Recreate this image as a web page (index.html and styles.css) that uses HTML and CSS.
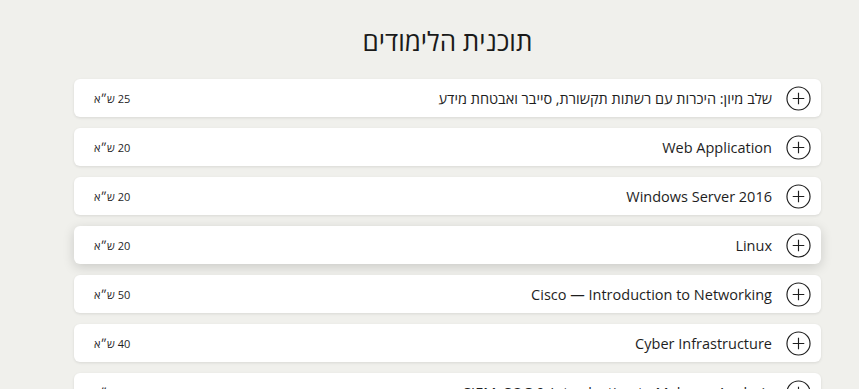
FILE: index.html
```html
<!DOCTYPE html>
<html lang="he" dir="rtl">
<head>
<meta charset="utf-8">
<link rel="stylesheet" href="styles.css">
</head>
<body>
<main class="page">
  <h1 class="title">תוכנית הלימודים</h1>
  <ul class="list">
    <li class="row"><span class="plus"><svg viewBox="0 0 26 26"><circle cx="13" cy="13" r="12" /><path d="M13 7v12M7 13h12"/></svg></span><span class="name">שלב מיון: היכרות עם רשתות תקשורת, סייבר ואבטחת מידע</span><span class="credit">25 ש״א</span></li>
    <li class="row"><span class="plus"><svg viewBox="0 0 26 26"><circle cx="13" cy="13" r="12" /><path d="M13 7v12M7 13h12"/></svg></span><span class="name">Web Application</span><span class="credit">20 ש״א</span></li>
    <li class="row"><span class="plus"><svg viewBox="0 0 26 26"><circle cx="13" cy="13" r="12" /><path d="M13 7v12M7 13h12"/></svg></span><span class="name">Windows Server 2016</span><span class="credit">20 ש״א</span></li>
    <li class="row hover"><span class="plus"><svg viewBox="0 0 26 26"><circle cx="13" cy="13" r="12" /><path d="M13 7v12M7 13h12"/></svg></span><span class="name">Linux</span><span class="credit">20 ש״א</span></li>
    <li class="row"><span class="plus"><svg viewBox="0 0 26 26"><circle cx="13" cy="13" r="12" /><path d="M13 7v12M7 13h12"/></svg></span><span class="name">Cisco — Introduction to Networking</span><span class="credit">50 ש״א</span></li>
    <li class="row"><span class="plus"><svg viewBox="0 0 26 26"><circle cx="13" cy="13" r="12" /><path d="M13 7v12M7 13h12"/></svg></span><span class="name">Cyber Infrastructure</span><span class="credit">40 ש״א</span></li>
    <li class="row"><span class="plus"><svg viewBox="0 0 26 26"><circle cx="13" cy="13" r="12" /><path d="M13 7v12M7 13h12"/></svg></span><span class="name">SIEM, SOC &amp; Introduction to Malware Analysis</span><span class="credit">50 ש״א</span></li>
  </ul>
</main>
</body>
</html>
```
FILE: styles.css
```css
html, body {
  margin: 0;
  padding: 0;
  background: #f0f0ec;
}
body {
  font-family: "Open Sans", "Noto Sans", sans-serif;
  color: #1e1e1e;
}
.page {
  padding: 22px 38px 0 74px;
}
.title {
  margin: 0 0 19px;
  text-align: center;
  font-size: 26px;
  font-weight: 400;
  line-height: 38px;
  color: #1a1a1a;
}
.list {
  list-style: none;
  margin: 0;
  padding: 0;
  display: flex;
  flex-direction: column;
  gap: 11px;
}
.row {
  display: flex;
  align-items: center;
  height: 38px;
  padding: 0 10px 0 20px;
  background: #fff;
  border-radius: 6px;
  box-shadow: 0 1px 3px rgba(0,0,0,0.10);
}
.row.hover {
  box-shadow: 0 3px 12px rgba(0,0,0,0.16);
}
.plus {
  width: 25px;
  height: 25px;
  flex: none;
  display: flex;
}
.plus svg {
  width: 25px;
  height: 25px;
  fill: none;
  stroke: #1e1e1e;
  stroke-width: 1.2;
}
.name {
  margin-right: 14px;
  font-size: 14.5px;
  flex: 1;
}
.credit {
  font-size: 11px;
  font-weight: 500;
}
```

......

> Task brief
Every line above should be repeated exactly; pictures stay out of the copy.

> Reply to the exercise
Recreate this image as a web page (index.html and styles.css) that uses HTML and CSS.
FILE: index.html
```html
<!DOCTYPE html>
<html lang="he" dir="rtl">
<head>
<meta charset="utf-8">
<link rel="stylesheet" href="styles.css">
</head>
<body>
<main class="page">
  <h1 class="title">תוכנית הלימודים</h1>
  <ul class="list">
    <li class="row"><span class="plus"><svg viewBox="0 0 26 26"><circle cx="13" cy="13" r="12" /><path d="M13 7v12M7 13h12"/></svg></span><span class="name">שלב מיון: היכרות עם רשתות תקשורת, סייבר ואבטחת מידע</span><span class="credit">25 ש״א</span></li>
    <li class="row"><span class="plus"><svg viewBox="0 0 26 26"><circle cx="13" cy="13" r="12" /><path d="M13 7v12M7 13h12"/></svg></span><span class="name">Web Application</span><span class="credit">20 ש״א</span></li>
    <li class="row"><span class="plus"><svg viewBox="0 0 26 26"><circle cx="13" cy="13" r="12" /><path d="M13 7v12M7 13h12"/></svg></span><span class="name">Windows Server 2016</span><span class="credit">20 ש״א</span></li>
    <li class="row hover"><span class="plus"><svg viewBox="0 0 26 26"><circle cx="13" cy="13" r="12" /><path d="M13 7v12M7 13h12"/></svg></span><span class="name">Linux</span><span class="credit">20 ש״א</span></li>
    <li class="row"><span class="plus"><svg viewBox="0 0 26 26"><circle cx="13" cy="13" r="12" /><path d="M13 7v12M7 13h12"/></svg></span><span class="name">Cisco — Introduction to Networking</span><span class="credit">50 ש״א</span></li>
    <li class="row"><span class="plus"><svg viewBox="0 0 26 26"><circle cx="13" cy="13" r="12" /><path d="M13 7v12M7 13h12"/></svg></span><span class="name">Cyber Infrastructure</span><span class="credit">40 ש״א</span></li>
    <li class="row"><span class="plus"><svg viewBox="0 0 26 26"><circle cx="13" cy="13" r="12" /><path d="M13 7v12M7 13h12"/></svg></span><span class="name">SIEM, SOC &amp; Introduction to Malware Analysis</span><span class="credit">50 ש״א</span></li>
  </ul>
</main>
</body>
</html>
```
FILE: styles.css
```css
html, body {
  margin: 0;
  padding: 0;
  background: #f0f0ec;
}
body {
  font-family: "Open Sans", "Noto Sans", sans-serif;
  color: #1e1e1e;
}
.page {
  padding: 22px 38px 0 74px;
}
.title {
  margin: 0 0 19px;
  text-align: center;
  font-size: 26px;
  font-weight: 400;
  line-height: 38px;
  color: #1a1a1a;
}
.list {
  list-style: none;
  margin: 0;
  padding: 0;
  display: flex;
  flex-direction: column;
  gap: 11px;
}
.row {
  display: flex;
  align-items: center;
  height: 38px;
  padding: 0 10px 0 20px;
  background: #fff;
  border-radius: 6px;
  box-shadow: 0 1px 3px rgba(0,0,0,0.10);
}
.row.hover {
  box-shadow: 0 3px 12px rgba(0,0,0,0.16);
}
.plus {
  width: 25px;
  height: 25px;
  flex: none;
  display: flex;
}
.plus svg {
  width: 25px;
  height: 25px;
  fill: none;
  stroke: #1e1e1e;
  stroke-width: 1.2;
}
.name {
  margin-right: 14px;
  font-size: 14.5px;
  flex: 1;
}
.credit {
  font-size: 11px;
  font-weight: 500;
}
```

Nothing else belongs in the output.